Миросозерцание Парфения не только выражало «коренные нравственные начала жизни народа», но, главное, оно всецело было подчинено идеалу. В этом «ясно сознаваемом и живо чувствуемом идеале» о. Парфения Григорьев видел высшую нравственную, а, следовательно, и художественную ценность. Здесь уместно вспомнить негативную реакцию критика на «Фрегат “Палладу”» И. А. Гончарова. Григорьев упрекал автора очерков путешествия в «положительном отсутствии идеала во взгляде», в том «низменном уровне, до которого умалил себя» Гончаров и из-за которого терялись достоинства его произведения.
Место книги Парфения в эстетике Григорьева во многом определяется тем значением, какое критик придавал личности художника. «Сказание» явило образ автора, жизнь которого была постоянным стремлением не просто к нравственному, но к христианско-аскетическому идеалу.

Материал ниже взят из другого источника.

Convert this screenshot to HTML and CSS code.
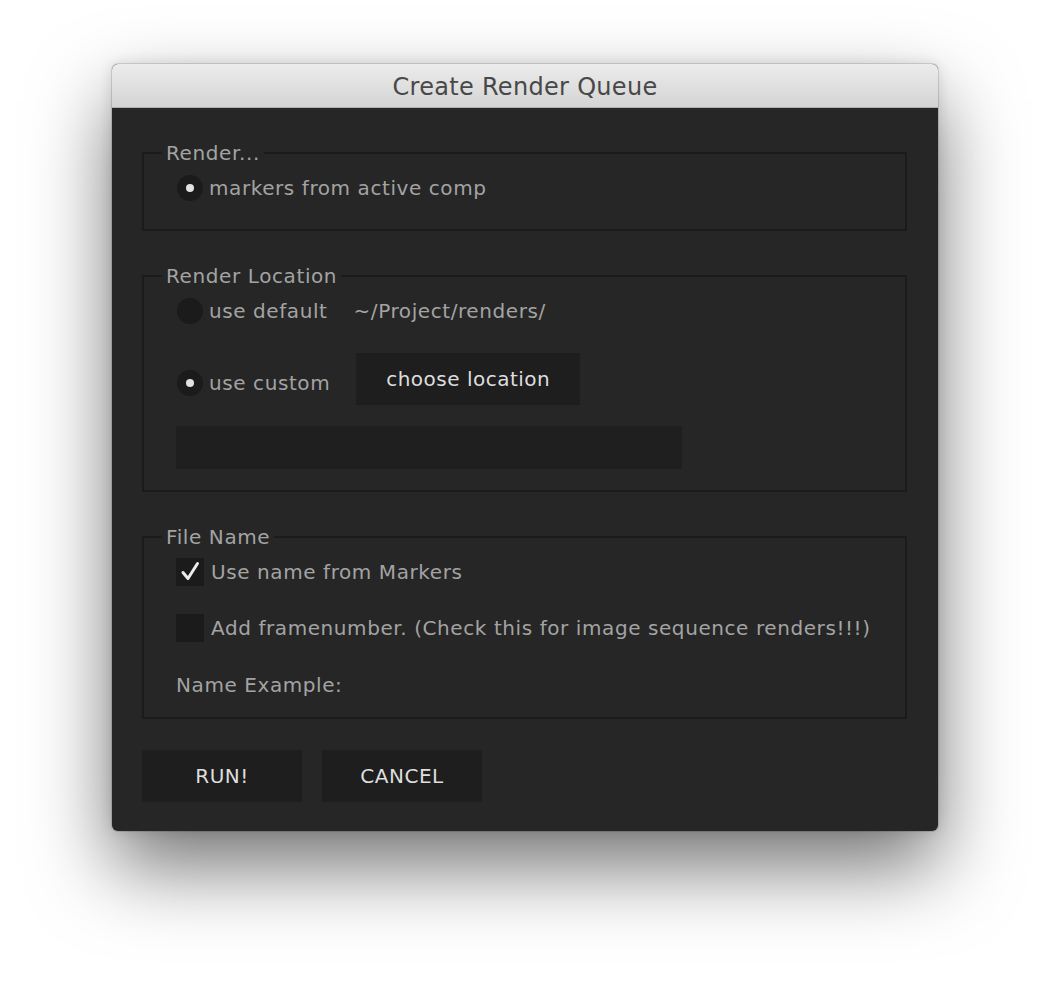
FILE: index.html
```html
<!DOCTYPE html>
<html>
<head>
<meta charset="utf-8">
<link rel="stylesheet" href="styles.css">
</head>
<body>
<div class="stage">
  <div class="window">
    <div class="titlebar">Create Render Queue</div>
    <div class="content">
      <fieldset class="panel">
        <legend>Render...</legend>
        <div class="panel-body p1">
          <div class="row">
            <span class="radio on"></span><span class="label">markers from active comp</span>
          </div>
        </div>
      </fieldset>

      <fieldset class="panel">
        <legend>Render Location</legend>
        <div class="panel-body p2">
          <div class="row">
            <span class="radio"></span><span class="label">use default</span><span class="path">~/Project/renders/</span>
          </div>
          <div class="row row-tall">
            <div class="radio-group">
              <span class="radio on"></span><span class="label">use custom</span>
            </div>
            <div class="btn btn-choose">choose location</div>
          </div>
          <div class="textfield"></div>
        </div>
      </fieldset>

      <fieldset class="panel">
        <legend>File Name</legend>
        <div class="panel-body p3">
          <div class="row">
            <span class="check"><svg width="28" height="28" viewBox="0 0 28 28"><path d="M7 14.5 L12 20.5 L21.5 5.5" fill="none" stroke="#ececec" stroke-width="3" stroke-linecap="round" stroke-linejoin="round"/></svg></span><span class="label">Use name from Markers</span>
          </div>
          <div class="row">
            <span class="check"></span><span class="label">Add framenumber. (Check this for image sequence renders!!!)</span>
          </div>
          <div class="row">
            <span class="label plain">Name Example:</span>
          </div>
        </div>
      </fieldset>

      <div class="actions">
        <div class="btn btn-action">RUN!</div>
        <div class="btn btn-action">CANCEL</div>
      </div>
    </div>
  </div>
</div>
</body>
</html>
```

FILE: styles.css
```css
* { box-sizing: border-box; }

html, body {
  margin: 0;
  padding: 0;
  background: #ffffff;
}

body {
  font-family: "DejaVu Sans", "Liberation Sans", sans-serif;
  width: 1050px;
  height: 992px;
  overflow: hidden;
}

.stage {
  padding: 64px 0 0 112px;
}

.window {
  width: 826px;
  height: 767px;
  border-radius: 6px;
  overflow: hidden;
  background: #262626;
  box-shadow: 0 36px 80px rgba(0, 0, 0, 0.55), 0 0 14px rgba(0, 0, 0, 0.12), 0 0 0 1px rgba(0, 0, 0, 0.12);
  display: flex;
  flex-direction: column;
}

.titlebar {
  height: 44px;
  flex: none;
  background: linear-gradient(#ececec, #d4d4d4);
  border-bottom: 1px solid #b0b0b0;
  color: #484848;
  font-size: 24px;
  letter-spacing: 0.3px;
  text-align: center;
  line-height: 46px;
}

.content {
  padding: 33px 31px 0 30px;
  display: flex;
  flex-direction: column;
}

.panel {
  margin: 0 0 33px 0;
  padding: 0;
  border: 2px solid #1b1b1b;
  min-width: 0;
}

.panel legend {
  margin-left: 18px;
  padding: 0 4px;
  font-size: 20px;
  letter-spacing: 0.6px;
  line-height: 24px;
  color: #a3a3a3;
}

.panel-body {
  padding: 8px 0 0 32px;
  display: flex;
  flex-direction: column;
}

.p1 { padding-bottom: 26px; }
.p2 { padding-bottom: 21px; gap: 27px; }
.p3 { padding-bottom: 18px; gap: 26px; }

.row {
  height: 30px;
  display: flex;
  align-items: center;
}

.row-tall {
  height: 52px;
}

.radio-group {
  display: flex;
  align-items: center;
  margin-top: 8px;
}

.label {
  font-size: 20px;
  letter-spacing: 0.58px;
  color: #a3a3a3;
  white-space: nowrap;
}

.label.plain {
  margin-top: 2px;
}

.radio {
  width: 26px;
  height: 26px;
  border-radius: 50%;
  background: #1b1b1b;
  margin: 0 6px 0 1px;
  flex: none;
  display: flex;
  align-items: center;
  justify-content: center;
}

.radio.on::after {
  content: "";
  width: 8px;
  height: 8px;
  border-radius: 50%;
  background: #e2e2e2;
}

.path {
  margin-left: 26px;
  font-size: 20px;
  letter-spacing: 0.58px;
  color: #a3a3a3;
}

.check {
  width: 28px;
  height: 28px;
  background: #1b1b1b;
  flex: none;
  margin-right: 7px;
  display: flex;
}

.btn {
  background: #1e1e1e;
  color: #dedede;
  font-size: 20px;
  letter-spacing: 0.5px;
  display: flex;
  align-items: center;
  justify-content: center;
}

.btn-choose {
  width: 224px;
  height: 52px;
  margin-left: 26px;
}

.textfield {
  width: 506px;
  height: 43px;
  margin-top: -6px;
  background: #1f1f1f;
}

.actions {
  display: flex;
  gap: 20px;
  margin-top: -2px;
}

.btn-action {
  width: 160px;
  height: 52px;
}
```
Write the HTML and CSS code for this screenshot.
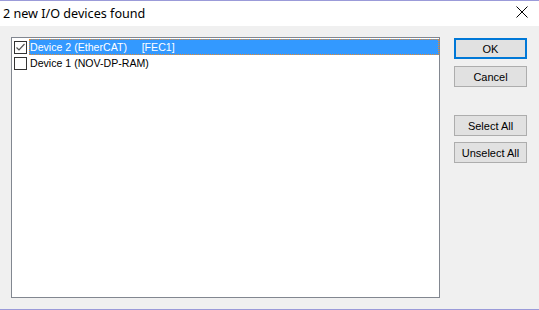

Философские искания Григорьева, направленные на «выявление глубин русского духа», приводят критика к выводу, что цельность народной жизни раскрывается в православии, которое в письме к Погодину Григорьев охарактеризует следующим образом: «Никто не знает и знать не хочет, что в нем-то, т. е. в Православии (понимая под сим равно Православие о. Парфения и Иннокентия и исключая из него только Бецкого и Андрюшку Муравьева) заключается истинный демократизм, т. е. не rehabilitation de la chair, а торжество души, душевного начала. Никто этого не знает, всякого от Православия претит, ибо для всех оно слилось с ужасными вещами, а мы, его носители и жрецы — пьяные вакханки, совершающие культ тревожный, лихорадочный новому, неведомому богу. Так вакханками и околеем».
Смысловая цепочка православие — Парфений — душевное начало, характеризуя философско-эстетические построения Григорьева, одновременно содержит то зерно «христианского натурализма», которое получит свое развитие в религиозном сознании Ф. М. Достоевского.